### Problem requirements:
Set out each line from the following listing that includes the word "index".
● ● ● ●
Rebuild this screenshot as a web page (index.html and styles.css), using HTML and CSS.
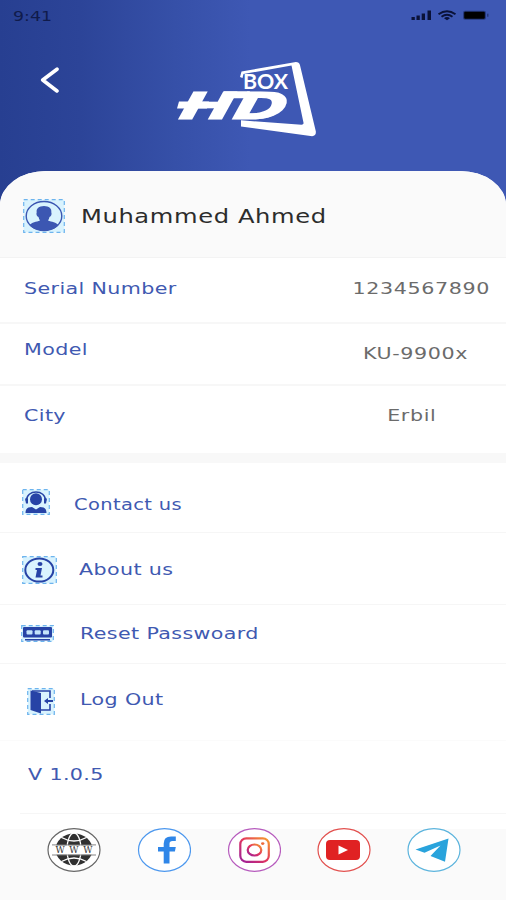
FILE: index.html
```html
<!DOCTYPE html>
<html lang="en">
<head>
    <meta charset="UTF-8">
    <meta name="viewport" content="width=device-width, initial-scale=1.0">
    <title>HD Box - Profile</title>
    <link rel="stylesheet" href="styles.css">
</head>
<body>
    <header class="header">
        <div class="status-bar">
            <span class="time">9:41</span>
            <svg class="status-icons" width="80" height="14" viewBox="0 0 80 14">
                <path d="M.5 9h3.300v3H.5zM5.500 7.500h3.300v4.500H5.500zM10.700 5.500H14V12h-3.300zM16.500 2.500h3.500V12h-3.500z"/>
                <g fill="none" stroke="#0a1238" stroke-width="1.9">
                    <path d="M27.500 6.300q8.500-6 17 0"/>
                    <path d="M30.500 8.800q5.500-4 11 0"/>
                </g>
                <path d="M33 10.300q3-2.400 6 0L36 12.300z"/>
                <rect x="52" y="2.700" width="23" height="9" rx="2" fill="#26397e"/>
                <rect x="53.200" y="3.700" width="20.600" height="7" rx="1" fill="#000"/>
                <rect x="76" y="5.700" width="1.500" height="3" fill="#26397e"/>
            </svg>
        </div>
        <div class="brand">
            <svg class="back" width="20" height="26" viewBox="0 0 20 26">
                <path d="M17 2.200 2.700 13 17 24"/>
            </svg>
            <svg class="logo" width="142" height="80" viewBox="0 0 142 80">
                <path d="M64 17l1.500-5.500L118.500 2.200q4.500-.7 5.500 3l15.800 66q.7 5.800-5.300 4.800L65 66.500v-6.200l60.500 4.400q2.500 0 2-2L115.500 5.600 67.500 14 66.500 18z"/>
                <text class="logo-box" x="67" y="29" textLength="45" lengthAdjust="spacingAndGlyphs">BOX</text>
                <g transform="translate(2 58.800) skewX(-12)">
                    <text class="logo-hd" x="0" y="0" textLength="107" lengthAdjust="spacingAndGlyphs">HD</text>
                </g>
                <path d="M3 41.500h30l-2 7H1zM48 31.200h26l-3 7.100H45z"/>
            </svg>
        </div>
    </header>

    <main class="panel">
        <section class="user">
            <svg class="avatar" width="42" height="34" viewBox="0 0 42 34">
                <rect class="icon-frame" x=".7" y=".7" width="40.600" height="32.600"/>
                <ellipse cx="21" cy="17" rx="17.800" ry="14.500" fill="#d9f3fe" stroke="#3c57b2" stroke-width="1.400"/>
                <path fill="#3c57b2" d="M21 7c-5 0-8 2.800-7.300 6.300-.9 2.800.7 4.200 1.800 4.700q.7 2.800 1.500 3.500c-3.500 1.600-8.500 1.500-10.500 5q6 5.200 14.500 5.200T35.500 26.500c-2-3.500-7-3.400-10.500-5q.8-.7 1.500-3.500c1.100-.5 2.700-1.900 1.800-4.700C29 9.800 26 7 21 7z"/>
            </svg>
            <h1 class="name">Muhammed Ahmed</h1>
        </section>

        <section class="details">
            <div class="row serial">
                <span class="label">Serial Number</span>
                <span class="value">1234567890</span>
            </div>
            <div class="row model">
                <span class="label">Model</span>
                <span class="value">KU-9900x</span>
            </div>
            <div class="row city">
                <span class="label">City</span>
                <span class="value">Erbil</span>
            </div>
        </section>

        <nav class="menu">
            <a class="item contact">
                <svg width="28" height="26" viewBox="0 0 28 26">
                    <rect class="icon-frame" x=".7" y=".7" width="26.600" height="24.600"/>
                    <path d="M4.500 12C4 0 24 0 23.500 12" fill="none" stroke="#2743a6" stroke-width="1.500"/>
                    <path d="M3 9.500h3v5H4zM22 9.500h3l-1 5h-2z"/>
                    <ellipse cx="14" cy="10.300" rx="6" ry="6"/>
                    <path d="M3.500 24c0-5 3-6 6.500-6l4 2.500 4-2.500c3.500 0 6.500 1 6.500 6z"/>
                </svg>
                <span class="label">Contact us</span>
            </a>
            <a class="item about">
                <svg width="35" height="28" viewBox="0 0 35 28">
                    <rect class="icon-frame" x=".7" y=".7" width="33.600" height="26.600"/>
                    <ellipse cx="17.300" cy="14" rx="14" ry="11.600" fill="#d9f3fe" stroke="#2743a6" stroke-width="2"/>
                    <ellipse cx="18" cy="8" rx="2.500" ry="2"/>
                    <path d="M13.500 12h6.500l-1.500 7.500h2v2h-7l1.500-7.500h-1.500z"/>
                </svg>
                <span class="label">About us</span>
            </a>
            <a class="item reset">
                <svg width="33" height="17" viewBox="0 0 33 17">
                    <rect class="icon-frame" x=".7" y=".7" width="31.600" height="15.600"/>
                    <rect x="2" y="2" width="29" height="10.500" rx="1"/>
                    <path d="M4 14h25v1.500H4z"/>
                    <g fill="#c4e4fb">
                        <rect x="5.500" y="5.300" width="6" height="4.200" rx="1"/>
                        <rect x="13.700" y="5.300" width="6" height="4.200" rx="1"/>
                        <rect x="22" y="5.300" width="6" height="4.200" rx="1"/>
                    </g>
                </svg>
                <span class="label">Reset Passwoard</span>
            </a>
            <a class="item logout">
                <svg width="28" height="27" viewBox="0 0 28 27">
                    <rect class="icon-frame" x=".7" y=".7" width="26.600" height="25.600"/>
                    <path d="M5 3h18v7M23 16v6h-9" fill="none" stroke="#2743a6" stroke-width="1.600"/>
                    <path d="M3.500 2.500 14 5v20.500L3.500 22z"/>
                    <path d="M17 13l4-3v2h5v2h-5v2z"/>
                </svg>
                <span class="label">Log Out</span>
            </a>
            <div class="item version">
                <span class="label">V 1.0.5</span>
            </div>
        </nav>
    </main>

    <footer class="social">
        <svg width="54" height="44" viewBox="0 0 54 44">
            <ellipse class="ring" cx="27" cy="22" rx="26" ry="21.300" stroke="#666"/>
            <ellipse cx="27" cy="21.500" rx="18.500" ry="16" fill="#303030"/>
            <g fill="none" stroke="#fff" stroke-width="1.300">
                <ellipse cx="27" cy="21.500" rx="7" ry="16.500"/>
                <path d="M14.500 9.500q12.500 7 25 0M14.500 33.500q12.500-7 25 0"/>
            </g>
            <path d="M6 17.200h42v9.500H6z" fill="#fff"/>
            <path d="M5 16.900h44M5 27h44" stroke="#777" stroke-width=".9"/>
            <text class="www" x="8.500" y="25" textLength="37">W W W</text>
        </svg>
        <svg width="54" height="44" viewBox="0 0 54 44">
            <ellipse class="ring" cx="27.500" cy="22" rx="26" ry="21.300" stroke="#4b97ee"/>
            <path fill="#2f86e8" d="M26.700 35.500V23.500h-5.700v-4.600h5.700v-3.500q0-7 7.300-7h4.800v4.500h-3.300q-3 0-3 2.800v3.200h6.300l-.9 4.600h-5.400v12z"/>
        </svg>
        <svg width="54" height="44" viewBox="0 0 54 44">
            <defs>
                <linearGradient id="insta" x1="0" y1="1" x2="1" y2="0">
                    <stop offset="0" stop-color="#9b1f9c"/>
                    <stop offset=".5" stop-color="#e2335f"/>
                    <stop offset="1" stop-color="#f7a02c"/>
                </linearGradient>
            </defs>
            <ellipse class="ring" cx="27.500" cy="22" rx="26" ry="21.300" stroke="#b65bbd"/>
            <g fill="none" stroke="url(#insta)" stroke-width="2.200">
                <rect x="13.300" y="10.300" width="28.500" height="23.500" rx="6"/>
                <ellipse cx="27.500" cy="22" rx="6.800" ry="5.500"/>
            </g>
            <ellipse cx="35.700" cy="15.600" rx="1.700" ry="1.400" fill="#ee6a3a"/>
        </svg>
        <svg width="54" height="44" viewBox="0 0 54 44">
            <ellipse class="ring" cx="27" cy="22" rx="26" ry="21.300" stroke="#e2504e"/>
            <rect x="9" y="12" width="34" height="20" rx="4" fill="#e02223"/>
            <path d="M21.500 17.500v9l9.500-4.500z" fill="#fff"/>
        </svg>
        <svg width="54" height="44" viewBox="0 0 54 44">
            <ellipse class="ring" cx="27" cy="22" rx="26" ry="21.300" stroke="#5cb4dd"/>
            <path fill="#29a3dc" d="M8.500 21.500 41.500 10.500 38 33.800 23.500 28 33.500 17.500 17.500 24.700z"/>
        </svg>
    </footer>
</body>
</html>
```

FILE: styles.css
```css
* {
    box-sizing: border-box;
}
body {
    margin: 0;
    width: 506px;
    height: 900px;
    overflow: hidden;
    font-family: "DejaVu Sans", Verdana, sans-serif;
    background-color: #fafafa;
}
.header {
    height: 210px;
    background: linear-gradient(90deg, #273f91 0, #2c4498 80px, #3650a8 175px, #3e58b4 250px, #3e58b4 100%);
}
.status-bar {
    display: flex;
    justify-content: space-between;
    height: 32px;
    padding: 8px 15px 0 13px;
}
.time {
    font-size: 14px;
    line-height: 16px;
    color: #101b4b;
    transform: scaleX(1.24);
    transform-origin: left;
}
.status-icons {
    fill: #0a1238;
}
.brand {
    display: flex;
    align-items: flex-start;
    padding: 28px 0 0 40px;
}
.back {
    margin-top: 7px;
    fill: none;
    stroke: #fff;
    stroke-width: 3.6;
    stroke-linecap: round;
    stroke-linejoin: round;
}
.logo {
    margin-left: 116px;
    fill: #fff;
}
.logo-box {
    font-family: Lato, sans-serif;
    font-size: 20px;
    font-weight: bold;
}
.logo-hd {
    font-size: 37px;
    font-weight: bold;
    font-style: italic;
    stroke: #fff;
    stroke-width: 1.2;
}
.panel {
    margin-top: -39px;
    height: 658px;
    overflow: hidden;
    background-color: #fff;
    border-radius: 46px 46px 0 0 / 34px 34px 0 0;
}
.user {
    display: flex;
    align-items: flex-start;
    height: 87px;
    padding: 28px 0 0 23px;
    background-color: #fafafa;
    border-bottom: 1px solid #f3f3f3;
}
.name {
    margin: 6px 0 0 16px;
    font-size: 19.5px;
    font-weight: normal;
    line-height: 24px;
    letter-spacing: 0.5px;
    color: #2c2c2c;
    transform: scaleX(1.24);
    transform-origin: left;
}
.icon-frame {
    fill: #d9f3fe;
    stroke: #6db4ee;
    stroke-width: 1.2;
    stroke-dasharray: 4 3;
}
.label,
.value {
    font-size: 16.5px;
    line-height: 20px;
    letter-spacing: 0.3px;
    white-space: nowrap;
    transform: scaleX(1.25);
    transform-origin: left;
}
.label {
    color: #4059b1;
}
.value {
    color: #6b6b6b;
    letter-spacing: 0.5px;
    transform-origin: right;
}
.row {
    display: flex;
    justify-content: space-between;
    padding-left: 24px;
    border-bottom: 2px solid #f7f7f7;
}
.serial {
    height: 66px;
    padding-top: 21px;
    padding-right: 16px;
}
.model {
    height: 62px;
    padding-top: 16px;
    padding-right: 38px;
}
.model .value {
    margin-top: 4px;
}
.city {
    height: 67px;
    padding-top: 20px;
    padding-right: 70px;
    border-bottom: none;
}
.menu {
    border-top: 10px solid #f8f8f8;
}
.item {
    display: flex;
    align-items: flex-start;
    border-bottom: 1px solid #f6f6f6;
}
.item svg {
    fill: #2743a6;
}
.contact {
    height: 70px;
    padding: 26px 0 0 22px;
}
.contact .label {
    margin: 6px 0 0 24px;
    transform: scaleX(1.18);
}
.about {
    height: 72px;
    padding: 23px 0 0 22px;
}
.about .label {
    margin: 4px 0 0 22px;
}
.reset {
    height: 59px;
    padding: 20px 0 0 21px;
}
.reset .label {
    margin: -1px 0 0 26px;
}
.logout {
    height: 77px;
    padding: 24px 0 0 27px;
    border-bottom-color: #fbfbfb;
}
.logout .label {
    margin: 2px 0 0 25px;
}
.version {
    height: 73px;
    margin-left: 20px;
    padding: 24px 0 0 8px;
}
.social {
    display: flex;
    gap: 36px;
    padding: 0 0 0 47px;
    margin-top: -1px;
}
.ring {
    fill: #fff;
    stroke-width: 1.2;
}
.www {
    font-family: "DejaVu Serif", serif;
    font-size: 9px;
    fill: #333;
}
```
● ● ● ●
### Result of the task:
Rebuild this screenshot as a web page (index.html and styles.css), using HTML and CSS.
FILE: index.html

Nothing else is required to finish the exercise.